An interaction present in the image can be better highlighted in 3D representation (luminance on the Z axis) as below:
For the analysis of the images in search of events, I wrote a little program in javascript that executes the following operations for each image:
  1. Subtract an averaged dark from the row image
  2. The corrected image is analyzed in blocks of 10x10 pixel
  3. The standard deviation (STD) of the block under consideration is calculated
  4. If the STD exceeds the predetermined threshold, it calculates the centroid and the area of the event
  5. If the area of the event is greater than one pixel and there are not saturated pixels, it counts an event
  6. It moves to next block and return to point 3
Below you can see some strings generated by the program during the analysis:

Frame:    9, Event   15 @ X =  165.000, Y =  177.000, V =   266, A =    1
Frame:    9, Event   16 @ X =  440.000, Y =  206.718, V =   563, A =    2
Frame:    9, Event   17 @ X =  437.529, Y =  218.473, V =   217, A =    4
Frame:    9, Event   18 @ X =  439.000, Y =  223.000, V =   615, A =    1
Frame:    9, Event   19 @ X =  296.542, Y =  256.427, V =   252, A =    4
Frame:    9, Event   20 @ X =  352.000, Y =  284.000, V =   377, A =    1
Frame:    9, Event   21 @ X =  153.000, Y =  297.000, V =   690, A =    1

Eventually the script generates a text file with the counts recorded and displays the corresponding graph.

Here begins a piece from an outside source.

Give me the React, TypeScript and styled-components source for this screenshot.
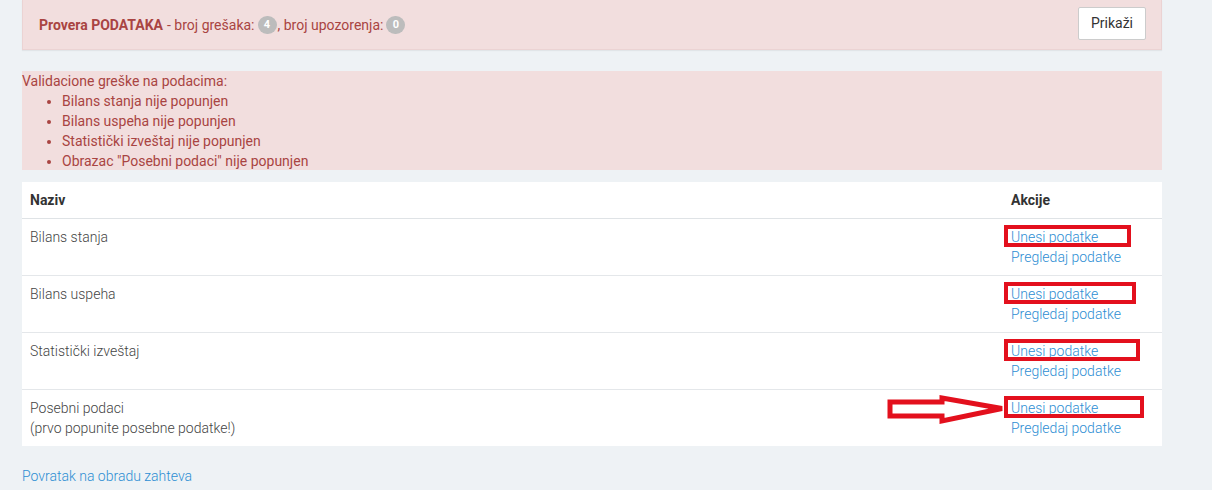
import React from 'react'
import styled, { createGlobalStyle } from 'styled-components'

const GlobalStyle = createGlobalStyle`
  html, body {
    margin: 0;
    padding: 0;
    background: #eef2f5;
    font-family: Roboto, 'Liberation Sans', Arial, sans-serif;
    font-size: 14px;
    line-height: 20px;
    color: #555;
  }
`

const Page = styled.div`
  width: 1140px;
  margin-left: 22px;
`

const CheckPanel = styled.div`
  display: flex;
  align-items: center;
  justify-content: space-between;
  height: 49px;
  padding: 0 15px 0 16px;
  background: #f2dede;
  border: 1px solid #ebd3d3;
  border-top: none;
  box-shadow: 0 1px 1px rgba(0, 0, 0, 0.05);
  color: #a94442;
`

const CheckText = styled.div`
  display: flex;
  align-items: center;
`

const Strong = styled.strong`
  font-weight: 700;
  margin-right: 4px;
`

const Badge = styled.span`
  display: inline-flex;
  align-items: center;
  justify-content: center;
  min-width: 19px;
  height: 18px;
  margin: 0 1px 0 3px;
  border-radius: 9px;
  background: #bcbcbc;
  color: #fff;
  font-size: 11px;
  font-weight: 700;
  line-height: 1;
`

const Button = styled.button`
  height: 33px;
  padding: 0 12px;
  margin-top: -3px;
  background: #fff;
  border: 1px solid #ccc;
  border-radius: 2px;
  font-family: inherit;
  font-size: 14px;
  color: #333;
`

const ErrorBox = styled.div`
  margin-top: 21px;
  height: 99px;
  background: #f2dede;
  color: #a94442;
`

const ErrorList = styled.ul`
  margin: 0;
  padding-left: 40px;
`

const Table = styled.table`
  width: 100%;
  margin-top: 12px;
  border-collapse: collapse;
  background: #fff;
  font-weight: 300;
  color: #444;
`

const Th = styled.th`
  padding: 8px;
  text-align: left;
  font-weight: 700;
  color: #333;
  border-bottom: 1px solid #dfe3e6;
`

const Td = styled.td<{ $actions?: boolean }>`
  padding: 8px;
  vertical-align: top;
  height: 40px;
  border-top: 1px solid #e4e7ea;
  width: ${(p) => (p.$actions ? '143px' : 'auto')};
`

const Tr = styled.tr`
  &:first-child td {
    border-top: none;
  }
`

const ActionLink = styled.a`
  position: relative;
  display: block;
  color: #2d8ed3;
  text-decoration: none;
  width: fit-content;
`

const Highlight = styled.span<{ $width: number }>`
  position: absolute;
  left: -7px;
  top: -2px;
  width: ${(p) => p.$width}px;
  height: 22px;
  border: 4px solid #e3101d;
  box-sizing: border-box;
  pointer-events: none;
`

const Arrow = styled.svg`
  position: absolute;
  left: -124px;
  top: -3px;
`

const BackLink = styled.a`
  display: inline-block;
  margin-top: 20px;
  color: #2d8ed3;
  font-weight: 300;
  text-decoration: none;
`

const rows = [
  { name: 'Bilans stanja', box: 127 },
  { name: 'Bilans uspeha', box: 132 },
  { name: 'Statistički izveštaj', box: 136 },
  { name: 'Posebni podaci', note: '(prvo popunite posebne podatke!)', box: 140, arrow: true },
]

const errors = [
  'Bilans stanja nije popunjen',
  'Bilans uspeha nije popunjen',
  'Statistički izveštaj nije popunjen',
  'Obrazac "Posebni podaci" nije popunjen',
]

export default function App() {
  return (
    <>
      <GlobalStyle />
      <Page>
        <CheckPanel>
          <CheckText>
            <Strong>Provera PODATAKA</Strong> - broj grešaka:
            <Badge>4</Badge>, broj upozorenja:
            <Badge>0</Badge>
          </CheckText>
          <Button>Prikaži</Button>
        </CheckPanel>

        <ErrorBox>
          Validacione greške na podacima:
          <ErrorList>
            {errors.map((e) => (
              <li key={e}>{e}</li>
            ))}
          </ErrorList>
        </ErrorBox>

        <Table>
          <thead>
            <tr>
              <Th>Naziv</Th>
              <Th>Akcije</Th>
            </tr>
          </thead>
          <tbody>
            {rows.map((row) => (
              <Tr key={row.name}>
                <Td>
                  {row.name}
                  {row.note && (
                    <>
                      <br />
                      {row.note}
                    </>
                  )}
                </Td>
                <Td $actions>
                  <ActionLink href="#">
                    Unesi podatke
                    <Highlight $width={row.box} />
                    {row.arrow && (
                      <Arrow width="120" height="30" viewBox="0 0 120 30">
                        <path
                          d="M3 7 L55 7 L55 3 L115 13.5 L55 26 L55 21 L3 21 Z"
                          fill="#fff"
                          stroke="#e3101d"
                          strokeWidth="5"
                          strokeLinejoin="miter"
                        />
                      </Arrow>
                    )}
                  </ActionLink>
                  <ActionLink href="#">Pregledaj podatke</ActionLink>
                </Td>
              </Tr>
            ))}
          </tbody>
        </Table>

        <BackLink href="#">Povratak na obradu zahteva</BackLink>
      </Page>
    </>
  )
}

The image below highlights the areas of the chip that most have been involved as number of events (over 8 hours) and this is the demonstration that, over short periods of time, the bad luck exists!
In conclusion, the introduction of CCD cameras at amateur astronomy has indeed brought a great capability to explore the space around us also to amateurs.
I honestly do not know how this technique of detection of cosmic rays is efficient compared to other types of technology, but certainly, if we already have a CCD camera we use for visible applications, we can easily use it even for this purpose without changing anything and who knows, maybe we can record the interaction with protons coming from a distant galaxy …

The measurements were made in August 2008.